EXERCISE INSTRUCTIONS: Exactly as written, retype the listing below, omitting the pictures.

DATASET CONTENT:
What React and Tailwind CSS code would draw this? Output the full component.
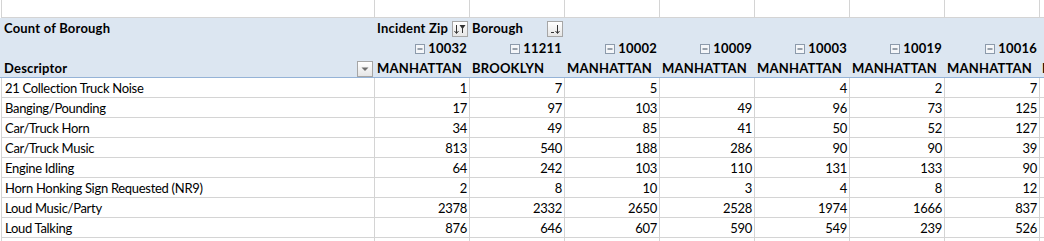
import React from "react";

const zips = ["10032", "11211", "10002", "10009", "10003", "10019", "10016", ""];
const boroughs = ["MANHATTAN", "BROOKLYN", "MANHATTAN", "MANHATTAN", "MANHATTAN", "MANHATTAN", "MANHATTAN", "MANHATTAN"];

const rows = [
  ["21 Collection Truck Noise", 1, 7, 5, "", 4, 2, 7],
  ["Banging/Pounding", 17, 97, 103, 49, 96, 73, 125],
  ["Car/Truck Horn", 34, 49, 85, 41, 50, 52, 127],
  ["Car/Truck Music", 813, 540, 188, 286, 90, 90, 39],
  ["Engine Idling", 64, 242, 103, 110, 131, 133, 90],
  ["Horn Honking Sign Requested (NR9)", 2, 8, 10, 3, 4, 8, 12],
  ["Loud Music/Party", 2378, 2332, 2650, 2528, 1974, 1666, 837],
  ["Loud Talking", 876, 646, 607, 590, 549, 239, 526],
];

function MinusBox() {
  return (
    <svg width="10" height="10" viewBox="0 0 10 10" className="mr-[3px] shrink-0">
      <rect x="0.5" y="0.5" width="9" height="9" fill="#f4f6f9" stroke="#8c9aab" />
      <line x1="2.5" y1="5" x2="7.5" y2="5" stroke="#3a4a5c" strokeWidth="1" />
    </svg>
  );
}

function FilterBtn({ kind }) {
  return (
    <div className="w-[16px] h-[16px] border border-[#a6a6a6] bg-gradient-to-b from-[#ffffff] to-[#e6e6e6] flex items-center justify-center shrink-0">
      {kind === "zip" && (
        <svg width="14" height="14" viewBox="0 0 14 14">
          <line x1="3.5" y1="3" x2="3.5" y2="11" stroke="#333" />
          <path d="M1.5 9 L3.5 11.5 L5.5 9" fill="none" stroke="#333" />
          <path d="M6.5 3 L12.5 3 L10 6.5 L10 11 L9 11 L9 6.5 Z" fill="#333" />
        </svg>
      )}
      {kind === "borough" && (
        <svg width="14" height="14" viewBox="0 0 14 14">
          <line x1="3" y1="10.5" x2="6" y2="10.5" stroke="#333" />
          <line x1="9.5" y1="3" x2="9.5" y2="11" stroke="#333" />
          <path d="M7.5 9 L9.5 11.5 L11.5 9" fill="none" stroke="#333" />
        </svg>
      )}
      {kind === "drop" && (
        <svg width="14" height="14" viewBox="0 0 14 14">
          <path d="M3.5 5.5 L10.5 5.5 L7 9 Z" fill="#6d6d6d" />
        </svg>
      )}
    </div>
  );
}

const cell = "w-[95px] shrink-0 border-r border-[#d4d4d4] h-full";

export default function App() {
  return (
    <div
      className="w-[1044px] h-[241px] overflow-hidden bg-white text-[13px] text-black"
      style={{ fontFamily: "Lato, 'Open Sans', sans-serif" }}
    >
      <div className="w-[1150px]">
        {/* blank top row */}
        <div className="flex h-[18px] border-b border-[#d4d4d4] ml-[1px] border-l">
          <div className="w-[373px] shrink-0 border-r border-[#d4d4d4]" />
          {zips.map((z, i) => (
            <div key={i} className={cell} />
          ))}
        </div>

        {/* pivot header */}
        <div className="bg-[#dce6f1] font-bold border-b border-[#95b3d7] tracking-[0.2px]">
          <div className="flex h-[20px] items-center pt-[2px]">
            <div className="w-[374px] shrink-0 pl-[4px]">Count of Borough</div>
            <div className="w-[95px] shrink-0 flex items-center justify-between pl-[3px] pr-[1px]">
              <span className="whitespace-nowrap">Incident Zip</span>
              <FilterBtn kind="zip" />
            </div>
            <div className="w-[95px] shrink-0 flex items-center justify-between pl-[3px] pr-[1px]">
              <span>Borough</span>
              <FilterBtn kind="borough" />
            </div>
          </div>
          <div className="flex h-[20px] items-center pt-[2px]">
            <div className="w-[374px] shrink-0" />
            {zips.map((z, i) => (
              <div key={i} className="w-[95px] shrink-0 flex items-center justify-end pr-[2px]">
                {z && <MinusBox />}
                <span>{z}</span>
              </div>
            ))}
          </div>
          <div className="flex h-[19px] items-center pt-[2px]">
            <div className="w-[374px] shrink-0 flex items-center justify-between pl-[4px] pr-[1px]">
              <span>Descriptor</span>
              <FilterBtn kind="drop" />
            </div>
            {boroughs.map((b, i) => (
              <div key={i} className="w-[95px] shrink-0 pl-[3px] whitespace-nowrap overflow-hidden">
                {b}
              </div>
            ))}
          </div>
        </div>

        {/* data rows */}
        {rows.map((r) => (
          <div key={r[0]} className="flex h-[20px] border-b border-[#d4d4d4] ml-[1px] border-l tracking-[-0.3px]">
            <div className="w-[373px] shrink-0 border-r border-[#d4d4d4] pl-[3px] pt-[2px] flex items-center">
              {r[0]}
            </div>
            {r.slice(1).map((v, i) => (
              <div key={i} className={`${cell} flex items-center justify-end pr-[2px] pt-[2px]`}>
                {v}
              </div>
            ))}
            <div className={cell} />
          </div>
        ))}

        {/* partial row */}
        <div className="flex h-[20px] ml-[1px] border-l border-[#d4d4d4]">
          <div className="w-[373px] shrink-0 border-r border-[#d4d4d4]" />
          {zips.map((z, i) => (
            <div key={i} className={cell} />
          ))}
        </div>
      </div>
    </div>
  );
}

SOLVED EXERCISE:
What React and Tailwind CSS code would draw this? Output the full component.
import React from "react";

const zips = ["10032", "11211", "10002", "10009", "10003", "10019", "10016", ""];
const boroughs = ["MANHATTAN", "BROOKLYN", "MANHATTAN", "MANHATTAN", "MANHATTAN", "MANHATTAN", "MANHATTAN", "MANHATTAN"];

const rows = [
  ["21 Collection Truck Noise", 1, 7, 5, "", 4, 2, 7],
  ["Banging/Pounding", 17, 97, 103, 49, 96, 73, 125],
  ["Car/Truck Horn", 34, 49, 85, 41, 50, 52, 127],
  ["Car/Truck Music", 813, 540, 188, 286, 90, 90, 39],
  ["Engine Idling", 64, 242, 103, 110, 131, 133, 90],
  ["Horn Honking Sign Requested (NR9)", 2, 8, 10, 3, 4, 8, 12],
  ["Loud Music/Party", 2378, 2332, 2650, 2528, 1974, 1666, 837],
  ["Loud Talking", 876, 646, 607, 590, 549, 239, 526],
];

function MinusBox() {
  return (
    <svg width="10" height="10" viewBox="0 0 10 10" className="mr-[3px] shrink-0">
      <rect x="0.5" y="0.5" width="9" height="9" fill="#f4f6f9" stroke="#8c9aab" />
      <line x1="2.5" y1="5" x2="7.5" y2="5" stroke="#3a4a5c" strokeWidth="1" />
    </svg>
  );
}

function FilterBtn({ kind }) {
  return (
    <div className="w-[16px] h-[16px] border border-[#a6a6a6] bg-gradient-to-b from-[#ffffff] to-[#e6e6e6] flex items-center justify-center shrink-0">
      {kind === "zip" && (
        <svg width="14" height="14" viewBox="0 0 14 14">
          <line x1="3.5" y1="3" x2="3.5" y2="11" stroke="#333" />
          <path d="M1.5 9 L3.5 11.5 L5.5 9" fill="none" stroke="#333" />
          <path d="M6.5 3 L12.5 3 L10 6.5 L10 11 L9 11 L9 6.5 Z" fill="#333" />
        </svg>
      )}
      {kind === "borough" && (
        <svg width="14" height="14" viewBox="0 0 14 14">
          <line x1="3" y1="10.5" x2="6" y2="10.5" stroke="#333" />
          <line x1="9.5" y1="3" x2="9.5" y2="11" stroke="#333" />
          <path d="M7.5 9 L9.5 11.5 L11.5 9" fill="none" stroke="#333" />
        </svg>
      )}
      {kind === "drop" && (
        <svg width="14" height="14" viewBox="0 0 14 14">
          <path d="M3.5 5.5 L10.5 5.5 L7 9 Z" fill="#6d6d6d" />
        </svg>
      )}
    </div>
  );
}

const cell = "w-[95px] shrink-0 border-r border-[#d4d4d4] h-full";

export default function App() {
  return (
    <div
      className="w-[1044px] h-[241px] overflow-hidden bg-white text-[13px] text-black"
      style={{ fontFamily: "Lato, 'Open Sans', sans-serif" }}
    >
      <div className="w-[1150px]">
        {/* blank top row */}
        <div className="flex h-[18px] border-b border-[#d4d4d4] ml-[1px] border-l">
          <div className="w-[373px] shrink-0 border-r border-[#d4d4d4]" />
          {zips.map((z, i) => (
            <div key={i} className={cell} />
          ))}
        </div>

        {/* pivot header */}
        <div className="bg-[#dce6f1] font-bold border-b border-[#95b3d7] tracking-[0.2px]">
          <div className="flex h-[20px] items-center pt-[2px]">
            <div className="w-[374px] shrink-0 pl-[4px]">Count of Borough</div>
            <div className="w-[95px] shrink-0 flex items-center justify-between pl-[3px] pr-[1px]">
              <span className="whitespace-nowrap">Incident Zip</span>
              <FilterBtn kind="zip" />
            </div>
            <div className="w-[95px] shrink-0 flex items-center justify-between pl-[3px] pr-[1px]">
              <span>Borough</span>
              <FilterBtn kind="borough" />
            </div>
          </div>
          <div className="flex h-[20px] items-center pt-[2px]">
            <div className="w-[374px] shrink-0" />
            {zips.map((z, i) => (
              <div key={i} className="w-[95px] shrink-0 flex items-center justify-end pr-[2px]">
                {z && <MinusBox />}
                <span>{z}</span>
              </div>
            ))}
          </div>
          <div className="flex h-[19px] items-center pt-[2px]">
            <div className="w-[374px] shrink-0 flex items-center justify-between pl-[4px] pr-[1px]">
              <span>Descriptor</span>
              <FilterBtn kind="drop" />
            </div>
            {boroughs.map((b, i) => (
              <div key={i} className="w-[95px] shrink-0 pl-[3px] whitespace-nowrap overflow-hidden">
                {b}
              </div>
            ))}
          </div>
        </div>

        {/* data rows */}
        {rows.map((r) => (
          <div key={r[0]} className="flex h-[20px] border-b border-[#d4d4d4] ml-[1px] border-l tracking-[-0.3px]">
            <div className="w-[373px] shrink-0 border-r border-[#d4d4d4] pl-[3px] pt-[2px] flex items-center">
              {r[0]}
            </div>
            {r.slice(1).map((v, i) => (
              <div key={i} className={`${cell} flex items-center justify-end pr-[2px] pt-[2px]`}>
                {v}
              </div>
            ))}
            <div className={cell} />
          </div>
        ))}

        {/* partial row */}
        <div className="flex h-[20px] ml-[1px] border-l border-[#d4d4d4]">
          <div className="w-[373px] shrink-0 border-r border-[#d4d4d4]" />
          {zips.map((z, i) => (
            <div key={i} className={cell} />
          ))}
        </div>
      </div>
    </div>
  );
}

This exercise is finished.